OVERVIEW: STRATEGIC AND NATURAL COMPETITION
Boston Consulting Group’s Bruce Henderson wrote the chapter “Strategic and Natural Competition” in 1980. In it, he says that natural competition is an evolutionary force that most businesses (and the larger business environment) goes through over time. It is slow yet efficient. On the other hand, strategic competition is blazingly fast and very risky but can compel a considerable shift in the business environment. Strategic competition is a cataclysmic change to some aspect of your business to completely shift the competitive landscape in your favor. It’s a new business model, a massive repositioning, a new suite of services.

HIGHLIGHTS
Henderson outlines the basic elements of strategic competitiveness, and they include:

  • The ability to understand competitive interaction as a complete dynamic system that includes the interaction of competitors, customers, money, people, and resources.
  • The ability to use this understanding to predict the consequences of a given intervention in that system and how that intervention will result in new patterns of stable dynamic equilibrium.
  • The availability of uncommitted resources that can be dedicated to different uses and purposes in the present even though the dedication is permanent and the benefits will be deferred.
  • The willingness to deliberately act to make the commitment.

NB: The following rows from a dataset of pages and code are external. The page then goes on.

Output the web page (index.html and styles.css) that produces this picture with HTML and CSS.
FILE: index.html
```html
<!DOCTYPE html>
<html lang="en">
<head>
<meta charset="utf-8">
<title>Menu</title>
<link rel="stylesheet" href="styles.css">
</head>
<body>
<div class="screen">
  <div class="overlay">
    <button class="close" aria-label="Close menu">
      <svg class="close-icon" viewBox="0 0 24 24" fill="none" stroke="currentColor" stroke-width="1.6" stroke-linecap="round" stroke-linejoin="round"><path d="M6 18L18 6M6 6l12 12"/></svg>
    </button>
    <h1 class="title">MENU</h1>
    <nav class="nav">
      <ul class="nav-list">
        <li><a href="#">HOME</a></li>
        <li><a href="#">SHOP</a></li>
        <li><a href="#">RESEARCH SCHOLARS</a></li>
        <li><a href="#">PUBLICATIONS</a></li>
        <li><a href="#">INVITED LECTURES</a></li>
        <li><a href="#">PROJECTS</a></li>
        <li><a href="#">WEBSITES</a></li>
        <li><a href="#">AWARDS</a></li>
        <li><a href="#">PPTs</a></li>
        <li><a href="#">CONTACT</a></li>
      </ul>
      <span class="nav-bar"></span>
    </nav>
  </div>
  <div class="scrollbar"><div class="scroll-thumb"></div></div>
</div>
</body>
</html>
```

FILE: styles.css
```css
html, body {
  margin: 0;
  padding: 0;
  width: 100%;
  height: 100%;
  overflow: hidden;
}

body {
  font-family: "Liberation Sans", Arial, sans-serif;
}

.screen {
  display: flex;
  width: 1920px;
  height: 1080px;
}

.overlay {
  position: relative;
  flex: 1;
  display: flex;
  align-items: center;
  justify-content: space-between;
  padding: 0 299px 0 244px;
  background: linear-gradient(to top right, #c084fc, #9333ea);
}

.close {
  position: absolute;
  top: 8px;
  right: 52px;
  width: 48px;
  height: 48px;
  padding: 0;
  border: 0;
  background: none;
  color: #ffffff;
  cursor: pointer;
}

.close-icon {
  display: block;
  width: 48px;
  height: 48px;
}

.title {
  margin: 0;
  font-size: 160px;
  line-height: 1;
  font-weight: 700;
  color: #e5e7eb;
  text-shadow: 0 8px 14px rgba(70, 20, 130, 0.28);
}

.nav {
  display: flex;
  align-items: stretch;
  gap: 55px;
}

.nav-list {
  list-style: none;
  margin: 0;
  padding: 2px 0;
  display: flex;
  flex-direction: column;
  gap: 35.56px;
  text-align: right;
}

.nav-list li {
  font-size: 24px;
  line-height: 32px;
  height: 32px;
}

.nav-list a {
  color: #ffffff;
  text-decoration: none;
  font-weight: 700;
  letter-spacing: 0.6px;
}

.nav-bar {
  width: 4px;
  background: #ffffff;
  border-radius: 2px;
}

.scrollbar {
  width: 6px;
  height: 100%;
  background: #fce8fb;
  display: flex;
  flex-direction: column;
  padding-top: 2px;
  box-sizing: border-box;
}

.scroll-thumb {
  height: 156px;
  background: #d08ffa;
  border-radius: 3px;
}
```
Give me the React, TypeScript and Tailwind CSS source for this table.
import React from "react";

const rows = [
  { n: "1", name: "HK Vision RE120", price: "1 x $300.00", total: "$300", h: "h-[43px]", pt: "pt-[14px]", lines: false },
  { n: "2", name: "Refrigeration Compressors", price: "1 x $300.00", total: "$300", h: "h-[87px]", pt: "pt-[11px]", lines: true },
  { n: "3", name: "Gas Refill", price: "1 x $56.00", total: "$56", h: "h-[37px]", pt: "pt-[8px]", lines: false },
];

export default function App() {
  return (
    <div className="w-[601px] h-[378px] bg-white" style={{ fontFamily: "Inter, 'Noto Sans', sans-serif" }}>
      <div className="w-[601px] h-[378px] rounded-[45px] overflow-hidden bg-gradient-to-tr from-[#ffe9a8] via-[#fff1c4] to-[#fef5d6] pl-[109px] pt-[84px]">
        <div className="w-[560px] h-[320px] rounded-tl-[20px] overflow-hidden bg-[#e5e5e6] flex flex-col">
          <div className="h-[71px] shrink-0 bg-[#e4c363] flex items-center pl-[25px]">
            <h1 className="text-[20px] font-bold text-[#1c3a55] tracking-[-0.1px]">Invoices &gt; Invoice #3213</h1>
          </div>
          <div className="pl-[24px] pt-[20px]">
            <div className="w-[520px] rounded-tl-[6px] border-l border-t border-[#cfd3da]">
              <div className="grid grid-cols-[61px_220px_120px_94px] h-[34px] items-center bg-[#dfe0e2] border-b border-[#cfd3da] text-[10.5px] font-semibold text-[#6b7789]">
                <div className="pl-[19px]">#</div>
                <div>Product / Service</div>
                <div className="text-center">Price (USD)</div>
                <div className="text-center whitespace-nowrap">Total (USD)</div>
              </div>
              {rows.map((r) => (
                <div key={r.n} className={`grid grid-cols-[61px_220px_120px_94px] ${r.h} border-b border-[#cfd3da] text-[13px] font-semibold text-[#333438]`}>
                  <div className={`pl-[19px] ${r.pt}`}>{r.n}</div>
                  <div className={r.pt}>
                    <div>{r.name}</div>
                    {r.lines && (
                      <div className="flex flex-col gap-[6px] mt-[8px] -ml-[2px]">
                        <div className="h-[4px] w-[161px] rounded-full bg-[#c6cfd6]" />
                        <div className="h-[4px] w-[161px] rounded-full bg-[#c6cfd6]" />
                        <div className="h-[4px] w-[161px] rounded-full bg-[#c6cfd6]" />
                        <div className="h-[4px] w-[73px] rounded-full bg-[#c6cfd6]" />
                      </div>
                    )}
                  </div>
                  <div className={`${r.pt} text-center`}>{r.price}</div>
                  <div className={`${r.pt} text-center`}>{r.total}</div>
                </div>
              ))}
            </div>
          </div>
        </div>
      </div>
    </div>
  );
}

He goes on to write about the results of strategic competitiveness and how businesses not only create an entirely new dynamic in the business environment, but they have to sustain it against other competitors.

MY THOUGHTS
Natural competition is the easy way for businesses to operate. After all, there are plenty of other things that entrepreneurs need to do without devoting time and effort to strategic competition. But if your small business is going to be noticed — and become a marquee name — you need to stop letting evolution slowly transform your business and, instead, you need to influence the transformation yourself.

In the list above, Henderson gives a very clear step-by-step methodology for entrepreneurs to prepare to perform a strategic competition shift.

First, they must clearly analyze the business environment to see its current state and how all the “moving parts” work together. (Shameless self-promotion: My Business Diamond Framework(TM) is a useful tool for this).

Second, business owners need to carefully (and realistically) predict the outcome of their effort. This isn’t easy but also isn’t impossible. A consideration of the best case scenario, worst case scenario, and realistic scenario will help to give business owners a clear picture.

Third, business owners need to commit resources (money, people, time, effort, etc.) to this shift. If a strategic competition effort is in your future, start putting aside money right now and start thinking about how you can put a few minutes of time in each day to accomplish the shift.

Fourth, business owners need to act. This is probably the most challenging part because natural competition seems so easy while a strategic competition shift is so big and seemingly risky that it can seriously hurt the business if it is done wrong. Yet, as Henderson implies, although the risk is there, the reward is dramatically greater.